EXERCISE OBJECTIVE
Word for word, copy all the data and drop the pictures.

╔══

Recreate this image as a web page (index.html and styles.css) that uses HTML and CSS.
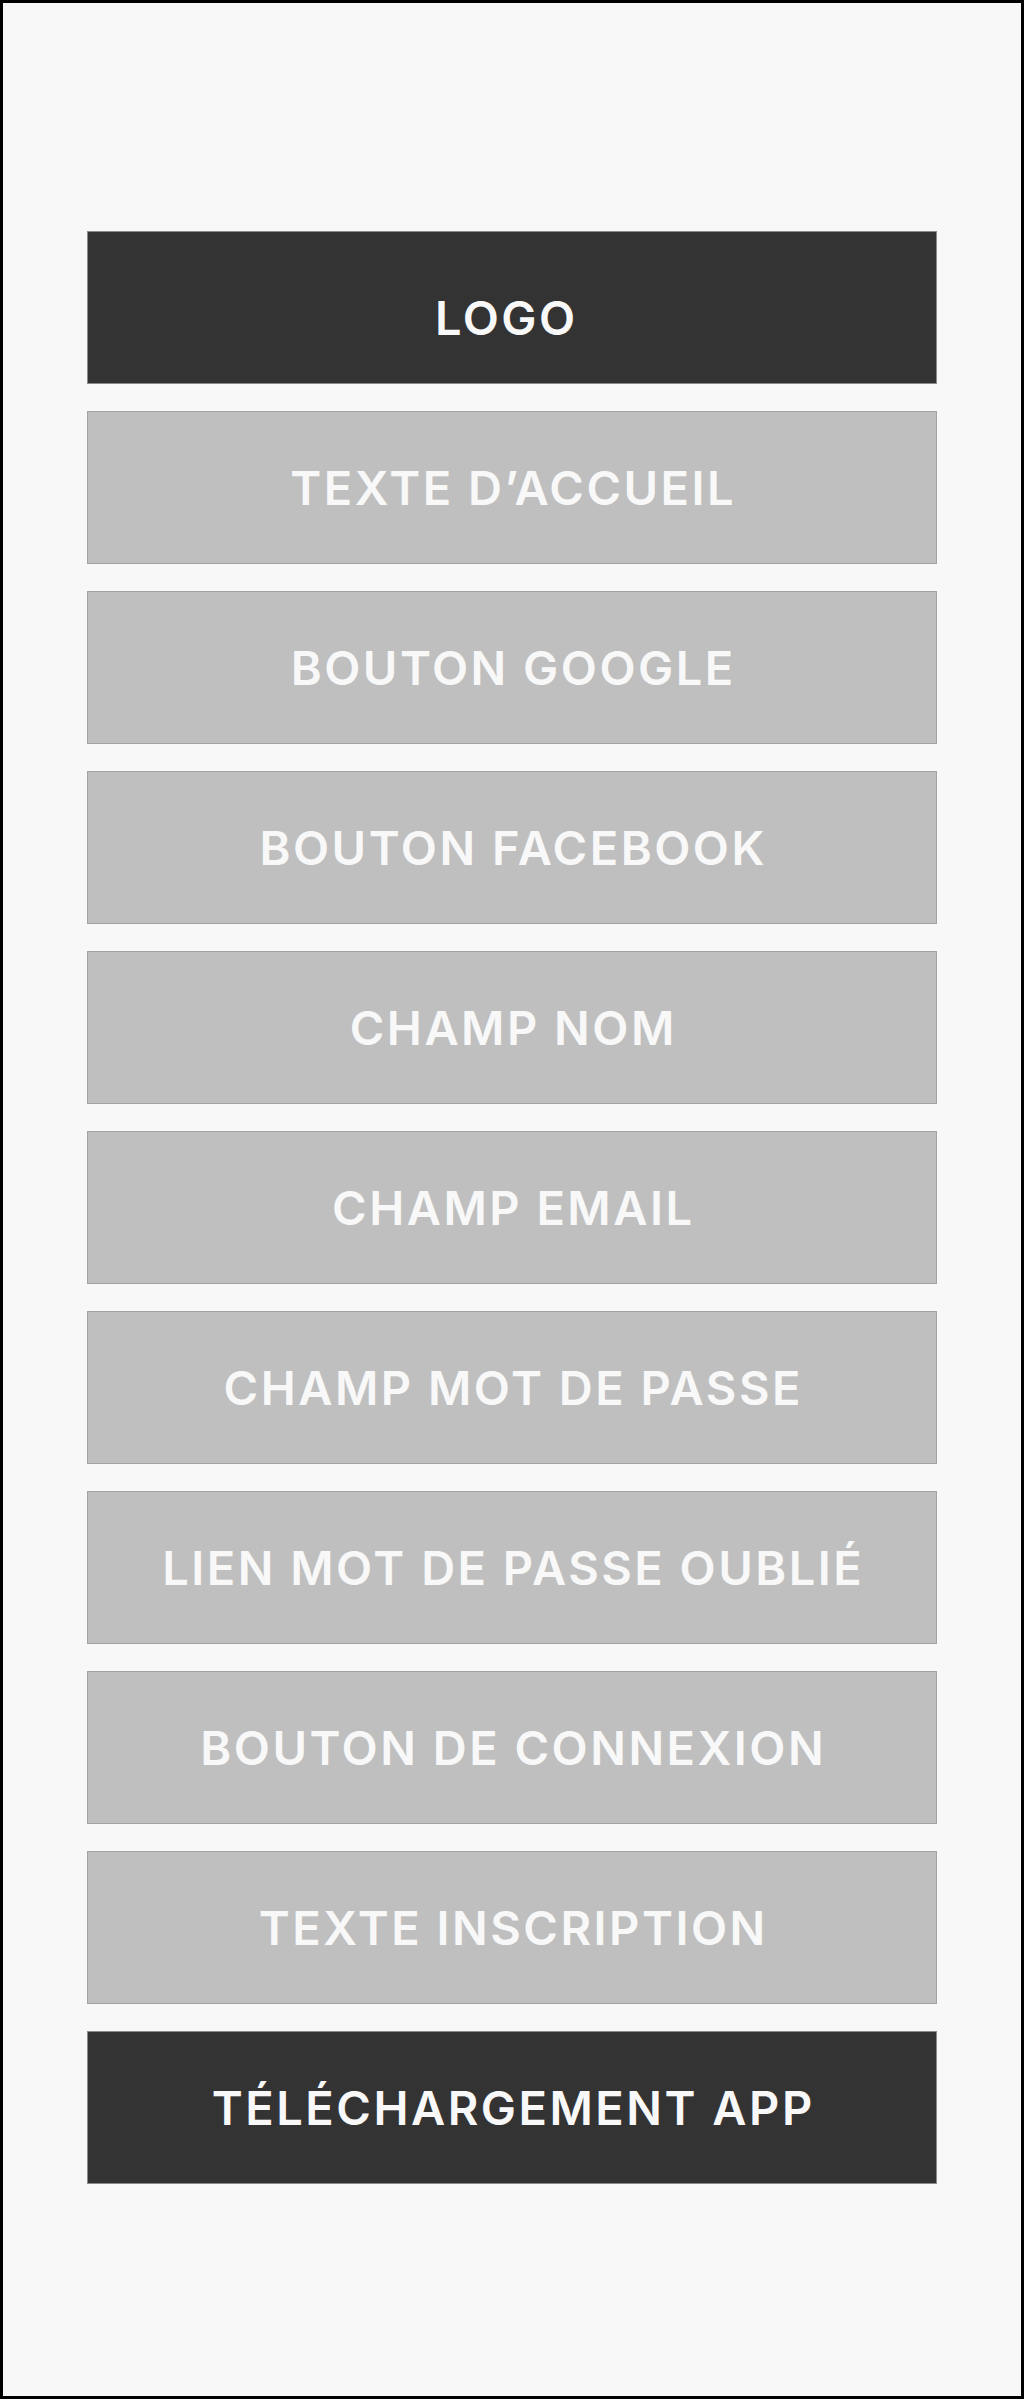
FILE: index.html
```html
<!DOCTYPE html>
<html lang="fr">
<head>
<meta charset="utf-8">
<title>Wireframe connexion</title>
<link rel="stylesheet" href="styles.css">
</head>
<body>
<div class="frame">
  <div class="stack">
    <div class="block dark logo">LOGO</div>
    <div class="block">TEXTE D’ACCUEIL</div>
    <div class="block">BOUTON GOOGLE</div>
    <div class="block">BOUTON FACEBOOK</div>
    <div class="block">CHAMP NOM</div>
    <div class="block">CHAMP EMAIL</div>
    <div class="block">CHAMP MOT DE PASSE</div>
    <div class="block">LIEN MOT DE PASSE OUBLIÉ</div>
    <div class="block">BOUTON DE CONNEXION</div>
    <div class="block">TEXTE INSCRIPTION</div>
    <div class="block dark">TÉLÉCHARGEMENT APP</div>
  </div>
</div>
</body>
</html>
```
FILE: styles.css
```css
html, body {
  margin: 0;
  padding: 0;
}
body {
  background: #f8f8f8;
  font-family: Inter, "Open Sans", sans-serif;
}
.frame {
  box-sizing: border-box;
  width: 1024px;
  height: 2399px;
  border: 3px solid #000;
  background: #f8f8f8;
  padding: 228px 84px 0 84px;
}
.stack {
  display: flex;
  flex-direction: column;
  gap: 27px;
}
.block {
  box-sizing: border-box;
  height: 153px;
  background: #bfbfbf;
  border: 1px solid #a3a3a3;
  display: flex;
  align-items: center;
  justify-content: center;
  color: #f8f8f8;
  font-size: 47px;
  font-weight: 600;
  letter-spacing: 2.5px;
  padding-left: 2.5px;
}
.block.dark {
  background: #333333;
  border-color: #8a8a8a;
}
.block.logo {
  padding-top: 20px;
  padding-right: 14px;
}
```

╚══

FINAL ANSWER
Recreate this image as a web page (index.html and styles.css) that uses HTML and CSS.
FILE: index.html
```html
<!DOCTYPE html>
<html lang="fr">
<head>
<meta charset="utf-8">
<title>Wireframe connexion</title>
<link rel="stylesheet" href="styles.css">
</head>
<body>
<div class="frame">
  <div class="stack">
    <div class="block dark logo">LOGO</div>
    <div class="block">TEXTE D’ACCUEIL</div>
    <div class="block">BOUTON GOOGLE</div>
    <div class="block">BOUTON FACEBOOK</div>
    <div class="block">CHAMP NOM</div>
    <div class="block">CHAMP EMAIL</div>
    <div class="block">CHAMP MOT DE PASSE</div>
    <div class="block">LIEN MOT DE PASSE OUBLIÉ</div>
    <div class="block">BOUTON DE CONNEXION</div>
    <div class="block">TEXTE INSCRIPTION</div>
    <div class="block dark">TÉLÉCHARGEMENT APP</div>
  </div>
</div>
</body>
</html>
```
FILE: styles.css
```css
html, body {
  margin: 0;
  padding: 0;
}
body {
  background: #f8f8f8;
  font-family: Inter, "Open Sans", sans-serif;
}
.frame {
  box-sizing: border-box;
  width: 1024px;
  height: 2399px;
  border: 3px solid #000;
  background: #f8f8f8;
  padding: 228px 84px 0 84px;
}
.stack {
  display: flex;
  flex-direction: column;
  gap: 27px;
}
.block {
  box-sizing: border-box;
  height: 153px;
  background: #bfbfbf;
  border: 1px solid #a3a3a3;
  display: flex;
  align-items: center;
  justify-content: center;
  color: #f8f8f8;
  font-size: 47px;
  font-weight: 600;
  letter-spacing: 2.5px;
  padding-left: 2.5px;
}
.block.dark {
  background: #333333;
  border-color: #8a8a8a;
}
.block.logo {
  padding-top: 20px;
  padding-right: 14px;
}
```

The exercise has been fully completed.